(712f) Semi-Rational Design of Steroid Biosensors Using Compositionally Controlled Corona Phase Molecular Recognition: Pathway Towards In Vivo Monitoring | AIChE

(712f) Semi-Rational Design of Steroid Biosensors Using Compositionally Controlled Corona Phase Molecular Recognition: Pathway Towards In Vivo Monitoring

Authors 

Lee, M. A. - Presenter, Massachusetts Institute of Technology
Wang, S., Zhejiang University
Bakh, N., Massachusetts Institute of Technology
Pham, C., Massachusetts Institute of Technology
Jones, K. K., Massachusetts Institute of Technology
Nguyen, F. T., Massachusetts Institute of Technology
Bisker, G., Massachusetts Institute of Technology
Strano, M., Massachusetts Institute of Technology
Steroid hormones contribute to numerous biochemical pathways controlling various physiological and pathological processes. Measurements of these molecules form the basis of many medical diagnoses; such as cortisol for Cushing’s disease and mental illnesses; progesterone for female fertility; testosterone for androgenic traits; and aldosterone for adrenal cancer and irregular blood pressure. Moreover, these molecules are commonly administered through various routes as therapeutics. As such, real-time, continuous measurements of these steroids may provide new biomedical insights, enable new medical diagnoses, and become an integral part of therapy.
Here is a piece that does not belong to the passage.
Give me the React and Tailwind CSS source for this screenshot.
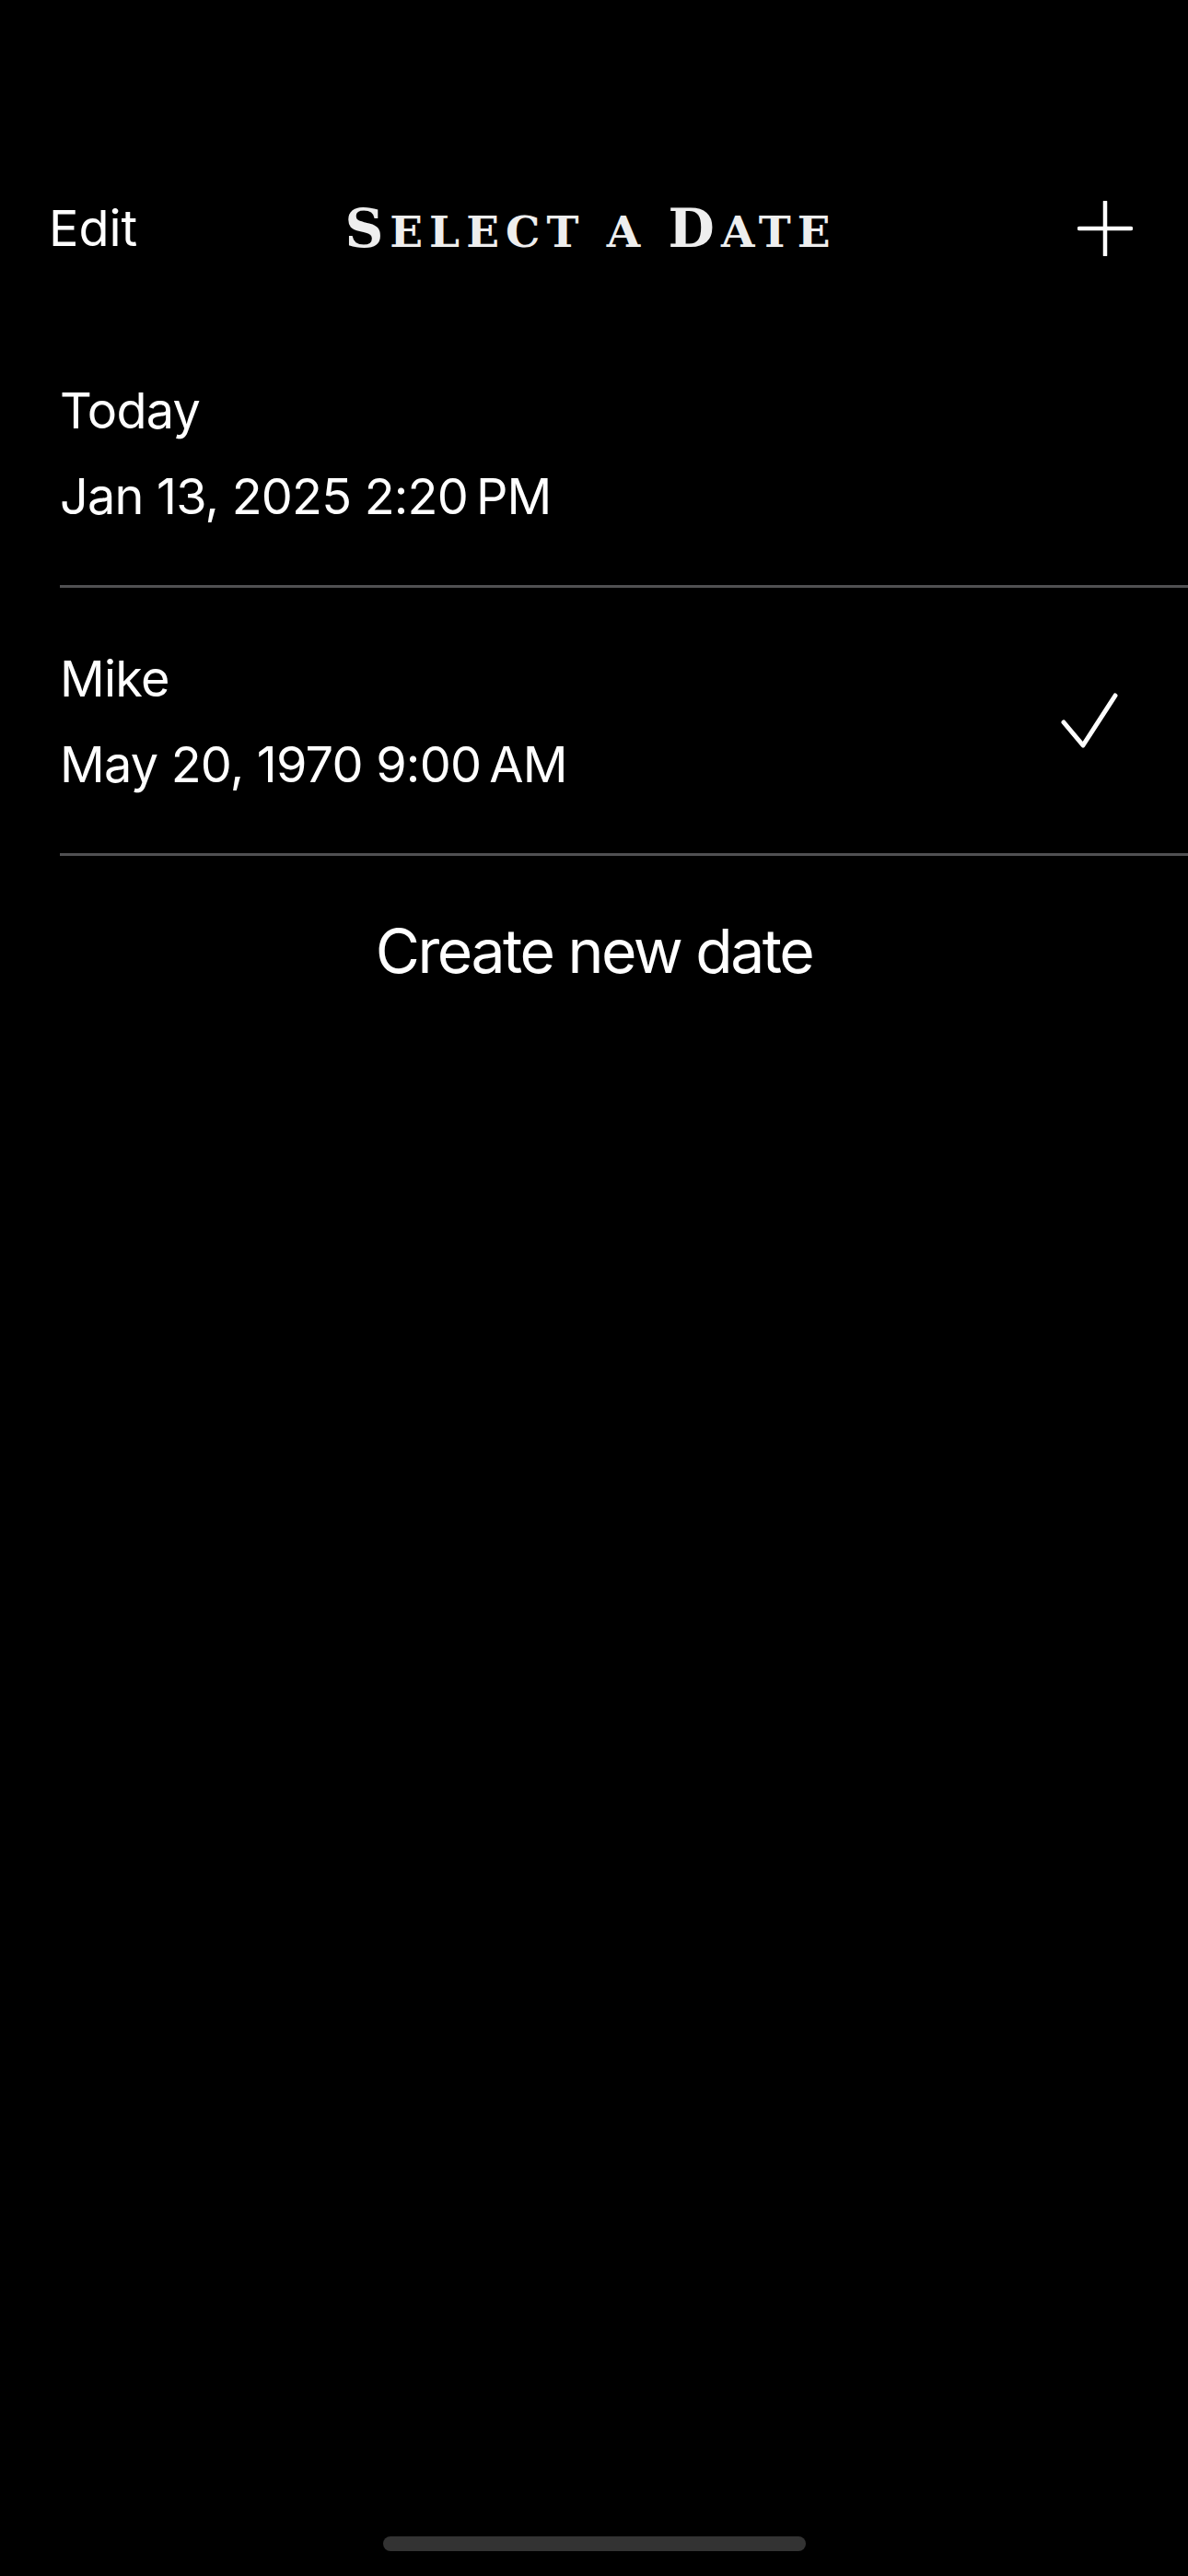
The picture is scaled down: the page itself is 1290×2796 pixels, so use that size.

In this study, we applied near-infrared, fluorescent single walled carbon nanotubes (SWNT) non-covalently functionalized with custom-synthesized polymers for steroid hormone detection. A novel steroid templating strategy was employed in the semi-rational design of the polymers. Thirty polymers varying in monomer composition and length were synthesized and interfaced with SWNT to create a sensor library. The sensor library was screened against a panel of 9 steroid hormones selected for their biological significance. Design principles were established by tracking sensor response against polymer composition. Two constructs selective for cortisol and progesterone were discovered. The progesterone sensor was encapsulated in a biocompatible hydrogel and shown to function in a biological environment. Preliminary experiments in rodents demonstrate the potential for in vivo monitoring.